Measure Complexity Explanation
Time O(log r) The loop processes at most 60 bits
Space O(1) Only a few integer variables are used

Since 10^18 fits within 60 binary digits, the loop executes only a tiny number of iterations. The solution comfortably fits within the time and memory limits.

Test Cases

# helper: run solution on input string, return output string
import sys
import io

def solve():
    input = sys.stdin.readline

    l, r = map(int, input().split())

    x = l ^ r
    ans = 1

    while ans <= x:
        ans <<= 1

    print(ans - 1)

def run(inp: str) -> str:
    backup_stdin = sys.stdin
    backup_stdout = sys.stdout

    sys.stdin = io.StringIO(inp)
    sys.stdout = io.StringIO()

    solve()

    out = sys.stdout.getvalue()

    sys.stdin = backup_stdin
    sys.stdout = backup_stdout

    return out

# provided sample
assert run("1 2\n") == "3\n", "sample 1"

# minimum range
assert run("1 1\n") == "0\n", "single value"

# all equal large value
assert run("1000000 1000000\n") == "0\n", "same endpoints"

# crossing power of two
assert run("7 8\n") == "15\n", "highest bit changes"

# nearby values
assert run("10 15\n") == "7\n", "lower bits become all ones"

# large boundary
assert run("1 1000000000000000000\n") == "1152921504606846975\n", "large numbers"
Test input Expected output What it validates
1 1 0 Single-number interval
1000000 1000000 0 Large equal endpoints
7 8 15 Crossing a power of two
10 15 7 Lower bits become all ones
1 1000000000000000000 1152921504606846975 Large 64-bit behavior

Edge Cases

Consider the input:

8 8

We compute:

8 XOR 8 = 0

So x = 0. The loop never runs because ans = 1 is already greater than 0. The algorithm prints:

1 - 1 = 0

which is correct because only one pair exists.

Now consider:

7 8

Binary representations:

7 = 0111
8 = 1000

The highest differing bit is the most significant bit itself.

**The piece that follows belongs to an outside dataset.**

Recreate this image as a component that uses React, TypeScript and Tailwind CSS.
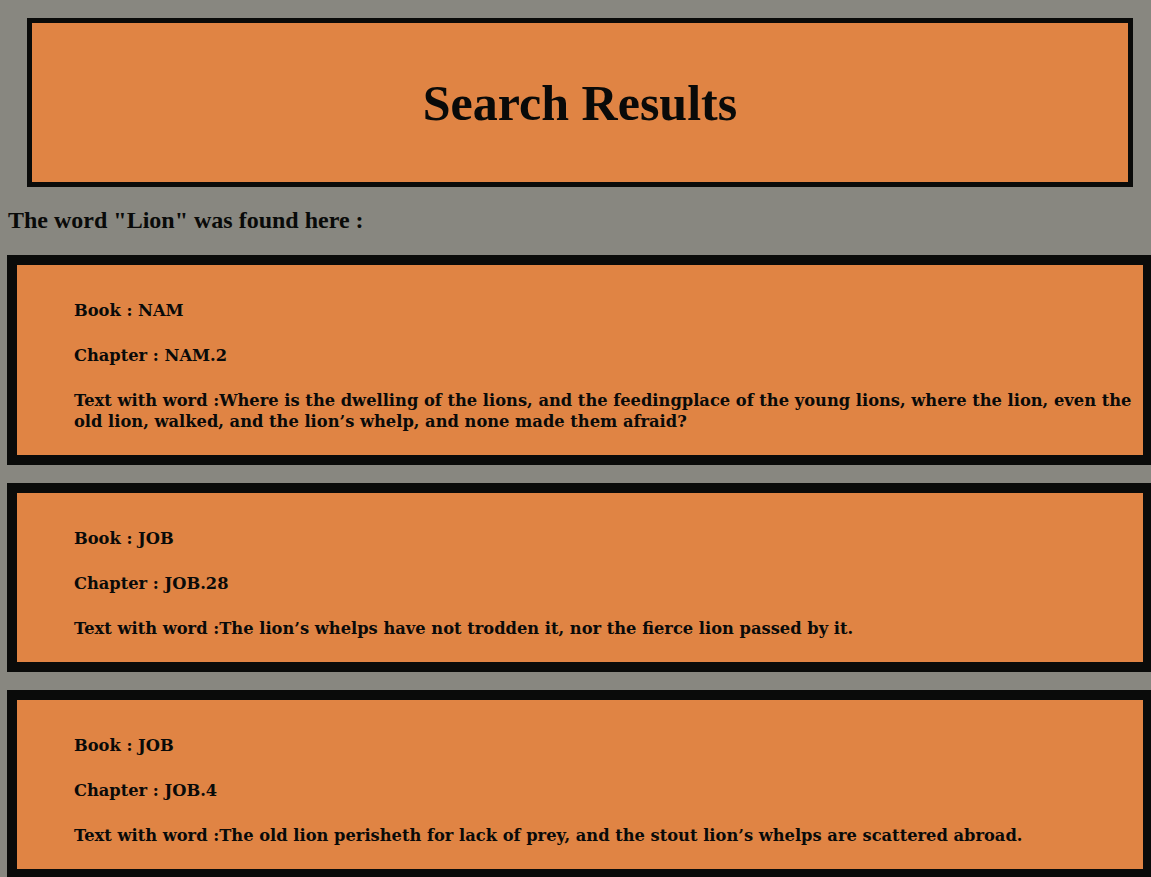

Computing:

7 XOR 8 = 1111

gives 15. The algorithm recognizes that every lower bit can also vary and correctly outputs:

15

Finally examine:

10 11

Binary forms:

10 = 1010
11 = 1011

Only the lowest bit differs:

10 XOR 11 = 0001

The algorithm returns:

1

This confirms that when only one bit position can vary, the maximum XOR contains exactly one set bit.